You've learned the most basic strategy to predict using a simple neural network without the weird hidden layers.
This time we have the data inside a csv file so we have to read the file first and save only the data we need to predict.
Therefore we need to import csv
and numpy
.
import csv
import numpy as np
# load in the csv file and read it as text
csv_file_object = csv.reader(open('train.csv', 'rU'))
# we want to store the csv data inside a numpy array
data=np.array(csv_file_object.next())
data=np.expand_dims(data,axis=0)
The last line is used to make it possible to add more rows into the data
array.
# save each row to our new data array
for row in csv_file_object:
data = np.append(data,[row],axis=0)
header = data[0]
data = np.delete(data,0,0)
print("header: ",header)
hd = {}
i = 0
for h in header:
hd[h] = i
i += 1
The first part is used to save the rest of the csv data into the data
numpy array. We don't want to have the header inside data
but we want to use it to access the several columns later.

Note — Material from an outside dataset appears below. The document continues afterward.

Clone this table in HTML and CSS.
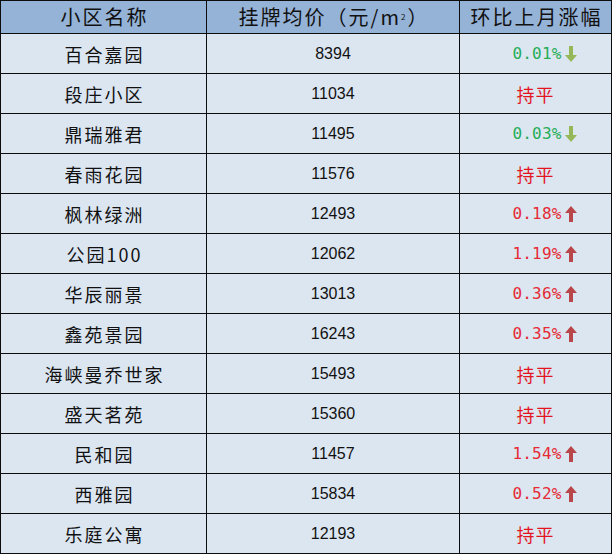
FILE: index.html
```html
<!DOCTYPE html>
<html lang="zh-CN">
<head>
<meta charset="utf-8">
<title>小区挂牌均价</title>
<link rel="stylesheet" href="styles.css">
</head>
<body>
<div class="sheet">
  <div class="cell head name">小区名称</div>
  <div class="cell head">挂牌均价（元/m<sup class="sq">2</sup>）</div>
  <div class="cell head">环比上月涨幅</div>

  <div class="cell name">百合嘉园</div><div class="cell num">8394</div>
  <div class="cell chg"><span class="pct down">0.01%<svg class="arrow" viewBox="0 0 12 16"><path d="M4 0H8V9H12L6 16L0 9H4Z"/></svg></span></div>

  <div class="cell name">段庄小区</div><div class="cell num">11034</div>
  <div class="cell chg"><span class="flat">持平</span></div>

  <div class="cell name">鼎瑞雅君</div><div class="cell num">11495</div>
  <div class="cell chg"><span class="pct down">0.03%<svg class="arrow" viewBox="0 0 12 16"><path d="M4 0H8V9H12L6 16L0 9H4Z"/></svg></span></div>

  <div class="cell name">春雨花园</div><div class="cell num">11576</div>
  <div class="cell chg"><span class="flat">持平</span></div>

  <div class="cell name">枫林绿洲</div><div class="cell num">12493</div>
  <div class="cell chg"><span class="pct up">0.18%<svg class="arrow" viewBox="0 0 12 16"><path d="M6 0L12 7H8V16H4V7H0Z"/></svg></span></div>

  <div class="cell name">公园100</div><div class="cell num">12062</div>
  <div class="cell chg"><span class="pct up">1.19%<svg class="arrow" viewBox="0 0 12 16"><path d="M6 0L12 7H8V16H4V7H0Z"/></svg></span></div>

  <div class="cell name">华辰丽景</div><div class="cell num">13013</div>
  <div class="cell chg"><span class="pct up">0.36%<svg class="arrow" viewBox="0 0 12 16"><path d="M6 0L12 7H8V16H4V7H0Z"/></svg></span></div>

  <div class="cell name">鑫苑景园</div><div class="cell num">16243</div>
  <div class="cell chg"><span class="pct up">0.35%<svg class="arrow" viewBox="0 0 12 16"><path d="M6 0L12 7H8V16H4V7H0Z"/></svg></span></div>

  <div class="cell name">海峡曼乔世家</div><div class="cell num">15493</div>
  <div class="cell chg"><span class="flat">持平</span></div>

  <div class="cell name">盛天茗苑</div><div class="cell num">15360</div>
  <div class="cell chg"><span class="flat">持平</span></div>

  <div class="cell name">民和园</div><div class="cell num">11457</div>
  <div class="cell chg"><span class="pct up">1.54%<svg class="arrow" viewBox="0 0 12 16"><path d="M6 0L12 7H8V16H4V7H0Z"/></svg></span></div>

  <div class="cell name">西雅园</div><div class="cell num">15834</div>
  <div class="cell chg"><span class="pct up">0.52%<svg class="arrow" viewBox="0 0 12 16"><path d="M6 0L12 7H8V16H4V7H0Z"/></svg></span></div>

  <div class="cell name">乐庭公寓</div><div class="cell num">12193</div>
  <div class="cell chg"><span class="flat">持平</span></div>
</div>
</body>
</html>
```

FILE: styles.css
```css
html, body {
  margin: 0;
  padding: 0;
  background: #ffffff;
}

.sheet {
  display: grid;
  grid-template-columns: 205px 252px 151px;
  grid-template-rows: 32px repeat(13, 39px);
  gap: 1px;
  padding: 1px;
  width: 612px;
  height: 554px;
  box-sizing: border-box;
  background: #0d0d0d;
  font-family: "Noto Sans CJK SC", "Liberation Sans", sans-serif;
  color: #111111;
}

.cell {
  display: flex;
  align-items: center;
  justify-content: center;
  background: #dce6f1;
  font-size: 18px;
  line-height: 1;
  white-space: nowrap;
}

.head {
  background: #95b3d7;
  font-size: 20px;
  letter-spacing: 2px;
  padding-left: 2px;
}

.name {
  letter-spacing: 2px;
  padding-left: 2px;
}

.sq {
  font-size: 8px;
  vertical-align: 9px;
  letter-spacing: 0;
  margin-right: 2px;
}

.num {
  font-family: "Liberation Sans", sans-serif;
  font-size: 16px;
}

.chg {
  font-size: 18px;
}

.flat {
  color: #e3141f;
  letter-spacing: 1px;
}

.pct {
  position: relative;
  font-family: "DejaVu Sans Mono", "Liberation Mono", monospace;
  font-size: 16px;
  letter-spacing: 0.2px;
  padding-left: 3px;
}

.pct.down {
  color: #26ad57;
}

.pct.up {
  color: #e52a35;
}

.arrow {
  position: absolute;
  left: calc(100% + 3px);
  top: 50%;
  width: 12px;
  height: 16px;
  margin-top: -8px;
  filter: blur(0.4px);
}

.down .arrow {
  fill: #94b858;
}

.up .arrow {
  fill: #b8464a;
}
```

So we delete the first row after saving it inside header
and construct a hd
dictionary which looks like this afterwards:
{'Fare': 9, 'Name': 3, 'Embarked': 11, 'Age': 5, 'Parch': 7, 'Pclass': 2,
'Sex': 4, 'Survived': 1, 'SibSp': 6, 'PassengerId': 0, 'Ticket': 8, 'Cabin': 10}
Now we can get the column number when we know the column name using something like: hd['Fare']
which will output 9
. (The tenth column)
We can easily output all entries in the survived column using:
print(data[::,hd['Survived']])
And see how many passengers survived (only inside the training set).
survived = data[::,hd['Survived']].astype(np.float)
print("{0} % survived.".format((np.sum(survived)/len(survived))*100))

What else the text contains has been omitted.